* [To do]: Count how many lines mention the word "index". Write that number alone.
○ ○ ○
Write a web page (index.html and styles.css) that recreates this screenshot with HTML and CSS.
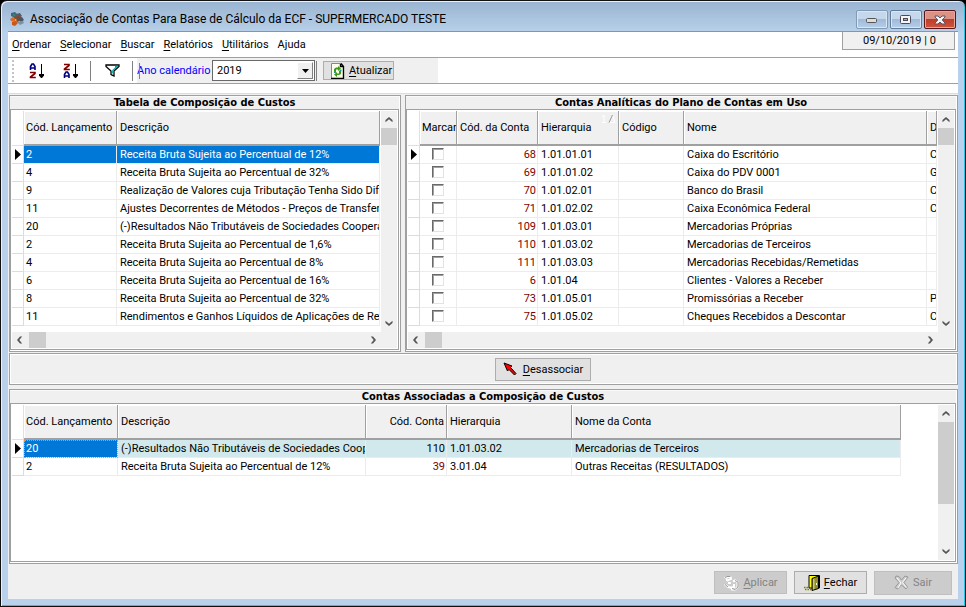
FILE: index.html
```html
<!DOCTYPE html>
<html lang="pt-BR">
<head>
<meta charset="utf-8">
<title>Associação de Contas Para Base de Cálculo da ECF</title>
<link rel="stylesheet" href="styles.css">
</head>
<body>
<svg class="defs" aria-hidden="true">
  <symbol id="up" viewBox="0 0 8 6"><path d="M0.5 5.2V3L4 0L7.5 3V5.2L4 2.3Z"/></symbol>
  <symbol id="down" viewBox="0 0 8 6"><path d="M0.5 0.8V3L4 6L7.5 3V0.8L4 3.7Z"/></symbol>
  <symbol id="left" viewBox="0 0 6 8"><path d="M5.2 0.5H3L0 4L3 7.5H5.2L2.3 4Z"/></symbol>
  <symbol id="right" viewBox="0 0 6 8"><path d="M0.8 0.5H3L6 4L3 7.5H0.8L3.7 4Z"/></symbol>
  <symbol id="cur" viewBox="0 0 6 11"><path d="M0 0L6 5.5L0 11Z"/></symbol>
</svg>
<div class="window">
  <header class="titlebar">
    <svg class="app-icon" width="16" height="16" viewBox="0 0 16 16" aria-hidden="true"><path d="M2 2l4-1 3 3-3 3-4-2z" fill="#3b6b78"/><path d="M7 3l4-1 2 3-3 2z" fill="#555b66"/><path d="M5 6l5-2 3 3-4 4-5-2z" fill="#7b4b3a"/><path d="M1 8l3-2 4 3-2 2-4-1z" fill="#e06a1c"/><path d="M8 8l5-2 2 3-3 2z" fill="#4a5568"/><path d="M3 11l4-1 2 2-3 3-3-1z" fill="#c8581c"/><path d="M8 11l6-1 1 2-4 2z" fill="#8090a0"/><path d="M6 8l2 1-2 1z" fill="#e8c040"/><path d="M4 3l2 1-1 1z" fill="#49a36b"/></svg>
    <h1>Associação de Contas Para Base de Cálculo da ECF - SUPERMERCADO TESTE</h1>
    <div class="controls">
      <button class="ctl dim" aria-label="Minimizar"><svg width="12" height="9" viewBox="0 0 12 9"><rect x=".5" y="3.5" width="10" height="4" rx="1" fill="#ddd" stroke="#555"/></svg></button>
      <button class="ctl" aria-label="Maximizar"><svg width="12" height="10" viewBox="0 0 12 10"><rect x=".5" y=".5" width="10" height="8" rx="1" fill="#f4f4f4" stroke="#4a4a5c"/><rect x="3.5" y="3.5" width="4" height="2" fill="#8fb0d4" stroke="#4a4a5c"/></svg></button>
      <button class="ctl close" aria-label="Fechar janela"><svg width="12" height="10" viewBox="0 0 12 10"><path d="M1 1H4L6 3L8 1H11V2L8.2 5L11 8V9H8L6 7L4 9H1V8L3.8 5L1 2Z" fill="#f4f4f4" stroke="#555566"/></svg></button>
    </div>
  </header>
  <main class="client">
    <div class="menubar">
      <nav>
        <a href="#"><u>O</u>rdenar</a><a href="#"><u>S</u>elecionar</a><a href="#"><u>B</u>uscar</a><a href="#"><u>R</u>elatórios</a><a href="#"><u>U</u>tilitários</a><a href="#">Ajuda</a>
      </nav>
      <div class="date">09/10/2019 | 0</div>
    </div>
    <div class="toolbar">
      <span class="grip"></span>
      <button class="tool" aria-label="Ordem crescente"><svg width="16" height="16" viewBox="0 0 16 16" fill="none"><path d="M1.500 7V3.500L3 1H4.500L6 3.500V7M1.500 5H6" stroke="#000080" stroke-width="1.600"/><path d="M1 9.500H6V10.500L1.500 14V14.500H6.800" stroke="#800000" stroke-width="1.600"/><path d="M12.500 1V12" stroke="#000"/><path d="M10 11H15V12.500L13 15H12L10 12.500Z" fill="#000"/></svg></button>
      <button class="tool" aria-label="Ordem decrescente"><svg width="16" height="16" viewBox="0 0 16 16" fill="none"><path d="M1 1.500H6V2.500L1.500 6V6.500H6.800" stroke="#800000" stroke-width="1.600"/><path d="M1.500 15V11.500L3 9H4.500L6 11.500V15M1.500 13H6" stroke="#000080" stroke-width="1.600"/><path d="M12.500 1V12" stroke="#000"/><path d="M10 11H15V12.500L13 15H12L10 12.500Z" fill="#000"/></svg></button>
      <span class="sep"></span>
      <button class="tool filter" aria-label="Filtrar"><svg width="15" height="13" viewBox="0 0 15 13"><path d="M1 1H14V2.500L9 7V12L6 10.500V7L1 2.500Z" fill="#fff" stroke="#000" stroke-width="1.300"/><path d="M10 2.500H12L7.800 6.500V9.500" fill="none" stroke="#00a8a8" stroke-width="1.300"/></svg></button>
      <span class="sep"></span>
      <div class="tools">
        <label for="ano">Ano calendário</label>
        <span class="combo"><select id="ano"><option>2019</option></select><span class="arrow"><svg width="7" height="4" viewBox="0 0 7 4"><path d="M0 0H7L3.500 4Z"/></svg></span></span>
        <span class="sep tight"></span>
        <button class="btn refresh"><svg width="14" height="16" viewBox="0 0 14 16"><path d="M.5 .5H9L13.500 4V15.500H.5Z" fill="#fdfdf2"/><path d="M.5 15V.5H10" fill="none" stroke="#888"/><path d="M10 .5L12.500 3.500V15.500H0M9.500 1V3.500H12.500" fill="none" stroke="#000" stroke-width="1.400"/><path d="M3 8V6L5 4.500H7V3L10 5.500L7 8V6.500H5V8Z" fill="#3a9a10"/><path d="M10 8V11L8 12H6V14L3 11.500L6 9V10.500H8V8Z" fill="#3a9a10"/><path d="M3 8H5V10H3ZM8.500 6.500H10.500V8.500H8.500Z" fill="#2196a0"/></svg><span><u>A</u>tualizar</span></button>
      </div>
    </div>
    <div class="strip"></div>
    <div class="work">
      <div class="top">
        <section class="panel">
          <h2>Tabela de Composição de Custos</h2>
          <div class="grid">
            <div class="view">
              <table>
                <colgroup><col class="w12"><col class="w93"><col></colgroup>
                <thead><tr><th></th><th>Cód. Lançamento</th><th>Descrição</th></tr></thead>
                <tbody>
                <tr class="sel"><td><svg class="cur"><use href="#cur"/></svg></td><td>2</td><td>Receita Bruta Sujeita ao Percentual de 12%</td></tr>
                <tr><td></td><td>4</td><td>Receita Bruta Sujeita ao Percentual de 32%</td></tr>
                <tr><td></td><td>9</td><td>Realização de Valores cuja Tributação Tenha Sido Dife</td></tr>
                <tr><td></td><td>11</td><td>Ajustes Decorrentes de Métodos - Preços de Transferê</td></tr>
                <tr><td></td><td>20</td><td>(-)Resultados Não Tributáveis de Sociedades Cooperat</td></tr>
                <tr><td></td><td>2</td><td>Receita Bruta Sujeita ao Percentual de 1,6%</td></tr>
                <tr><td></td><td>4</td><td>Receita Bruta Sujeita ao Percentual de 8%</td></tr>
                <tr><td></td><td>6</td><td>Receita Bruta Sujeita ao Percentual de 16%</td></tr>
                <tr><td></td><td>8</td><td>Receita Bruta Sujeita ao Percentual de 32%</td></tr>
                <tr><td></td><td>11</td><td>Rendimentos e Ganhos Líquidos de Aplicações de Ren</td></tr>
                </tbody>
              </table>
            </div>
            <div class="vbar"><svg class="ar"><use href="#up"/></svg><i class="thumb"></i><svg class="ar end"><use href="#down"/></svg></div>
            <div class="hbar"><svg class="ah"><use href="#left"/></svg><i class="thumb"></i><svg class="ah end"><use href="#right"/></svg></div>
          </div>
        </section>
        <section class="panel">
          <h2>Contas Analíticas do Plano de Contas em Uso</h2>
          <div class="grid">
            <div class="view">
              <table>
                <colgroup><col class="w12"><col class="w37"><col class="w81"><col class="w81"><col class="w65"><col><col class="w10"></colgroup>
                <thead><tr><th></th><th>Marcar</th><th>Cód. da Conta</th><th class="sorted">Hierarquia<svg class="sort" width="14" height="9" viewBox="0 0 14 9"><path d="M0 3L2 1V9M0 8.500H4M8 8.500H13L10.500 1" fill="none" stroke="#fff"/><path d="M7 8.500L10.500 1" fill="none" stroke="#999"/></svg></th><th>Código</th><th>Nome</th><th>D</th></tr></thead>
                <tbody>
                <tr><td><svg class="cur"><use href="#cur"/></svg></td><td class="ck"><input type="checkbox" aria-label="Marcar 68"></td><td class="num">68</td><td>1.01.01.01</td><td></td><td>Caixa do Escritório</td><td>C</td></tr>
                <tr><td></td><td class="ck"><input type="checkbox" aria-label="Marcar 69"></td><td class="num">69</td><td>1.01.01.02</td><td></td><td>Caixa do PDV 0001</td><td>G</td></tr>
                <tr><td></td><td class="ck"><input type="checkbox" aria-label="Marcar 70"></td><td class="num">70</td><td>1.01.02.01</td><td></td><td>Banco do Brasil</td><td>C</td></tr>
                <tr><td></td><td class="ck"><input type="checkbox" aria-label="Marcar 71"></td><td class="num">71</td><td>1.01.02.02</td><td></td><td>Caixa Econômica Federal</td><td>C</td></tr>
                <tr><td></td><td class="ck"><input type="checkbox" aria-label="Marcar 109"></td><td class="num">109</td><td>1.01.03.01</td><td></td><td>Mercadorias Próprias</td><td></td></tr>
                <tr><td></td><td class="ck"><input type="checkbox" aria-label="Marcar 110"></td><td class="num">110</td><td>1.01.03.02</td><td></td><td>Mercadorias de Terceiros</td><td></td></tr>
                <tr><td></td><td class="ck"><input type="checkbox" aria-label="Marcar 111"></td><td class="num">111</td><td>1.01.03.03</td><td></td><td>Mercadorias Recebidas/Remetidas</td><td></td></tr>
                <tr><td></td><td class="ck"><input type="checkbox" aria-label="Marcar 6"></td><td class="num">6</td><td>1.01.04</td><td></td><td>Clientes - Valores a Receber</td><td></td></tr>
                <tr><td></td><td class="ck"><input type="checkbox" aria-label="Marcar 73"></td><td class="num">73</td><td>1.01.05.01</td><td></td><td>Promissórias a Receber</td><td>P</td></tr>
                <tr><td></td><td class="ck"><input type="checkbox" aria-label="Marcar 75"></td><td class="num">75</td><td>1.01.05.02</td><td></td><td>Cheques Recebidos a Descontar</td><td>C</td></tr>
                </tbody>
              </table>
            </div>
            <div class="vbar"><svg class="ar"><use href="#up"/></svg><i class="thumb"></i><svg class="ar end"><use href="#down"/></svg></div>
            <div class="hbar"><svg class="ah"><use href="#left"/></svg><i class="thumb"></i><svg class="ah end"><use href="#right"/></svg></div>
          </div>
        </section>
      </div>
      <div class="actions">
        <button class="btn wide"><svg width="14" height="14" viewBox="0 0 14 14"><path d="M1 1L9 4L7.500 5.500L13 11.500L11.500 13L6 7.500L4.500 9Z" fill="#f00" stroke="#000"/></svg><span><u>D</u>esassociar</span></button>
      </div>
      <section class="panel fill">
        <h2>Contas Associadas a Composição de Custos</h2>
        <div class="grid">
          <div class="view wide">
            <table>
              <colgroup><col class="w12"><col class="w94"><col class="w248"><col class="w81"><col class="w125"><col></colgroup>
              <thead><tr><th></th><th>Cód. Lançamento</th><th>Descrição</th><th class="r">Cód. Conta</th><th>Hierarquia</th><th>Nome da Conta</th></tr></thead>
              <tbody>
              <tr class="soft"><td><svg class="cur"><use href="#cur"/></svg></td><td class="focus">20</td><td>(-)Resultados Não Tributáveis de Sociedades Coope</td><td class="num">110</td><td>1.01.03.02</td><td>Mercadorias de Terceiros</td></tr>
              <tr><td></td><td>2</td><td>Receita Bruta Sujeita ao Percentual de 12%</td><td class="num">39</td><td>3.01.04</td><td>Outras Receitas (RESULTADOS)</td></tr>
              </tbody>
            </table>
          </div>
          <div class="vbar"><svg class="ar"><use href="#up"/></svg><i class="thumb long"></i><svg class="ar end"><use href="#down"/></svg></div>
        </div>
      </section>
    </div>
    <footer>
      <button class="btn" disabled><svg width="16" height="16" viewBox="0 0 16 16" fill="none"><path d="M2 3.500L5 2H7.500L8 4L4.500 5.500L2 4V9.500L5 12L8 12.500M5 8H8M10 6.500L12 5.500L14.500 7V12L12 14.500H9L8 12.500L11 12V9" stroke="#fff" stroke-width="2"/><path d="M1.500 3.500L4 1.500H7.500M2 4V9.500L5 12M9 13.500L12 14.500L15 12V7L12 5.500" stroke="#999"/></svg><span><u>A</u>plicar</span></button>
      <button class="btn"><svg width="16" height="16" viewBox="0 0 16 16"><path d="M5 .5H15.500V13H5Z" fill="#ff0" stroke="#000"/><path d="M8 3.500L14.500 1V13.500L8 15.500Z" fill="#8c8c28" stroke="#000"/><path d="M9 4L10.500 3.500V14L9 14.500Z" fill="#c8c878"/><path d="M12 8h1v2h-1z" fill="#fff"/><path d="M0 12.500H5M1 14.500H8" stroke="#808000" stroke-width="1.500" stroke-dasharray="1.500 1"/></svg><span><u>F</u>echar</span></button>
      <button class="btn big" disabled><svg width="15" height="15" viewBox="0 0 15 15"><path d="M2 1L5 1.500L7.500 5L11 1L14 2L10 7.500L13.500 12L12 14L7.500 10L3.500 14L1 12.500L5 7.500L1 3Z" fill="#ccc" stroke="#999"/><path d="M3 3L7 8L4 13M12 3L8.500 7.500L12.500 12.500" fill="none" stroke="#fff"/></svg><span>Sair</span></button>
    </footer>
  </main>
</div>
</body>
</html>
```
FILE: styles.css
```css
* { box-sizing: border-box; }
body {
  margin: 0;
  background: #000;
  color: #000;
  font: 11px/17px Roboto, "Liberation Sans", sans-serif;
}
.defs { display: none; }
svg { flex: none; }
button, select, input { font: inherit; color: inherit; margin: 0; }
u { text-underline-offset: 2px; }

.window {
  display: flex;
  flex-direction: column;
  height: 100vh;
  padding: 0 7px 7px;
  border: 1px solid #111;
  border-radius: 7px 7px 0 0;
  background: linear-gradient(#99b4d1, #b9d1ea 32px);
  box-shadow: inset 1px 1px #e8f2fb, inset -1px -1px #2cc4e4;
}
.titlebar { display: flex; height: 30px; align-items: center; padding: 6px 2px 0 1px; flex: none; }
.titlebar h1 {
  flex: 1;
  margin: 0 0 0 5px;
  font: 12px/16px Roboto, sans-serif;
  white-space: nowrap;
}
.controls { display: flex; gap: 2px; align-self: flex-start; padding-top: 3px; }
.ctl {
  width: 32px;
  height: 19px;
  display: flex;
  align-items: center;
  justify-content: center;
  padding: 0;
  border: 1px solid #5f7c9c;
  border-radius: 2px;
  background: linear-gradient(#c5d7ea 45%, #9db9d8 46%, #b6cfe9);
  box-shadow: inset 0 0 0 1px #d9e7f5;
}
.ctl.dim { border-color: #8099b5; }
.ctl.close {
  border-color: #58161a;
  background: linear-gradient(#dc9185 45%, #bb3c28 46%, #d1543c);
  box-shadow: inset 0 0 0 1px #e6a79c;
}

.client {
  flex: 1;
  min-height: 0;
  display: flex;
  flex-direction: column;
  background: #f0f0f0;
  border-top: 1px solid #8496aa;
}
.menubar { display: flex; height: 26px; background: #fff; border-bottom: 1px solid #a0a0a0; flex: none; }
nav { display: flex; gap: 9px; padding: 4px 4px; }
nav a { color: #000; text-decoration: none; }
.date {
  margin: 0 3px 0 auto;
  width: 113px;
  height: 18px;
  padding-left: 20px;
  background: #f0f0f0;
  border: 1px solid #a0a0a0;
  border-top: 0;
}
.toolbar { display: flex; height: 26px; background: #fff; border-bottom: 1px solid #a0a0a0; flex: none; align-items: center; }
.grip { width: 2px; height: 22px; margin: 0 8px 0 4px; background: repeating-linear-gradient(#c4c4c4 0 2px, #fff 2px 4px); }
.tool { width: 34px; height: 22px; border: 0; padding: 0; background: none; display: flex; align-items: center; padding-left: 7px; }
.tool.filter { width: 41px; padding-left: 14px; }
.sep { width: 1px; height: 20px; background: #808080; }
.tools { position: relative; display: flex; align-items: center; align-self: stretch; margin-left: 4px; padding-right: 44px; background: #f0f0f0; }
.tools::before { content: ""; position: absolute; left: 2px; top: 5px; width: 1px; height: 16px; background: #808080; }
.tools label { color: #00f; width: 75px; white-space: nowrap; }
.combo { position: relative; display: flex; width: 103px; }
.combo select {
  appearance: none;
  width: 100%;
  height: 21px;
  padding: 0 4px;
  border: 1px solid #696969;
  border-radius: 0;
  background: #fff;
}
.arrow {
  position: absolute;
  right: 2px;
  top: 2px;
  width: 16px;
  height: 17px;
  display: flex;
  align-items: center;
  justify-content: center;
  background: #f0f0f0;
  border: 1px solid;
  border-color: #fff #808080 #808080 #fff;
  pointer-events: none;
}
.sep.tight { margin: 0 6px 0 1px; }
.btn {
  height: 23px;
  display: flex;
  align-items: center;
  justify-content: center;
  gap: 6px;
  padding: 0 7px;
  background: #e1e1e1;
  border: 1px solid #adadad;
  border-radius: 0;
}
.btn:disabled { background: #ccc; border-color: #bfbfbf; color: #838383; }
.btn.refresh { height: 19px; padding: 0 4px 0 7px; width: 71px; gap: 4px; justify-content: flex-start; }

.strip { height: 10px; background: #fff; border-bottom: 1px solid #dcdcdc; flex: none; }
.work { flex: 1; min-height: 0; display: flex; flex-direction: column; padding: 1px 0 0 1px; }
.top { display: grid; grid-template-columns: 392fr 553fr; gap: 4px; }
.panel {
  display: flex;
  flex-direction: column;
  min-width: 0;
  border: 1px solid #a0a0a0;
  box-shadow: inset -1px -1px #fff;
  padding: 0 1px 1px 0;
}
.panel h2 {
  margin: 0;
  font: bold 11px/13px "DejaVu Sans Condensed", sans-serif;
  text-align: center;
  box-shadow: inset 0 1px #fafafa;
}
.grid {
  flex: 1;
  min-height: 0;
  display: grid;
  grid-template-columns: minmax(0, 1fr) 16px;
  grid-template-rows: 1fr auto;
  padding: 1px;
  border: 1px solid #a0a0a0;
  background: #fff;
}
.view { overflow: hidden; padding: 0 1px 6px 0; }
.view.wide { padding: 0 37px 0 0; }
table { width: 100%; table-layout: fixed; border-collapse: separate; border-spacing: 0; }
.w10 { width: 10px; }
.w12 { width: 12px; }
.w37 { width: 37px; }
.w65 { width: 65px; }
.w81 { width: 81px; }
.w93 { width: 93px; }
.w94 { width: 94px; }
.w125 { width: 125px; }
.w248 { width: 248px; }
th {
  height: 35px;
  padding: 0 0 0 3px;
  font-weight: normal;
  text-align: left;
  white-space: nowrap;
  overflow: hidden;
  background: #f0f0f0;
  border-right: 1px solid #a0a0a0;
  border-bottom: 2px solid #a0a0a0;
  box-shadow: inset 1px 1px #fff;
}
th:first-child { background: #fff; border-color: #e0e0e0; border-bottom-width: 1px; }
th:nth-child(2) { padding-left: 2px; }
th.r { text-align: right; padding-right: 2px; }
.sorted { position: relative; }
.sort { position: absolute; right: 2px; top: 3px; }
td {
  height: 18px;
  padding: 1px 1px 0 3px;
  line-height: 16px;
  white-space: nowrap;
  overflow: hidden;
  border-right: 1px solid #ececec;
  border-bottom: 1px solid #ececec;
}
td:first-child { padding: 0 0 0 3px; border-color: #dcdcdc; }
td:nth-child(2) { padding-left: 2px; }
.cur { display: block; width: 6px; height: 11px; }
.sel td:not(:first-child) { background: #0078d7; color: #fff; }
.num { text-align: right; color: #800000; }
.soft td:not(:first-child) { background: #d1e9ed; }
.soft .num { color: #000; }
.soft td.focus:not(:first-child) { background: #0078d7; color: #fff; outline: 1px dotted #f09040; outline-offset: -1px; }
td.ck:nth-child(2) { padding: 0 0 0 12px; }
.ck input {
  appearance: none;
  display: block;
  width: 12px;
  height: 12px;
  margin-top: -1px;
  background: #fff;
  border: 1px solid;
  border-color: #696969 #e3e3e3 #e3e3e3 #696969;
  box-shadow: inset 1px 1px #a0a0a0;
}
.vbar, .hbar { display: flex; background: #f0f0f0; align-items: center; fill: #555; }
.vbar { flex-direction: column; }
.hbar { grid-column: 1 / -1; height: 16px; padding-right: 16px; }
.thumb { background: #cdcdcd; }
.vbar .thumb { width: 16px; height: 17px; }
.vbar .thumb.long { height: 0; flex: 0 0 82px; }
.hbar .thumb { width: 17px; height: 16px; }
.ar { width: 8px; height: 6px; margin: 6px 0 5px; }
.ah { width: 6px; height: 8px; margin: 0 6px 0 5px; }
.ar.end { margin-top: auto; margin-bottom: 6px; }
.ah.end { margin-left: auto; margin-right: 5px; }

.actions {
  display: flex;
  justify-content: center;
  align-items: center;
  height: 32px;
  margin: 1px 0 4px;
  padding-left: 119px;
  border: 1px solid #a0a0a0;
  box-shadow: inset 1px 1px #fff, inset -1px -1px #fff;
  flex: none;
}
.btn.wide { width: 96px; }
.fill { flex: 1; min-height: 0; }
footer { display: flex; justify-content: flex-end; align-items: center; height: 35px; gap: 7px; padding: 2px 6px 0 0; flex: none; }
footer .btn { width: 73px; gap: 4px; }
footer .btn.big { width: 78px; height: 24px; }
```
○ ○ ○
* [Answer for the task]: 2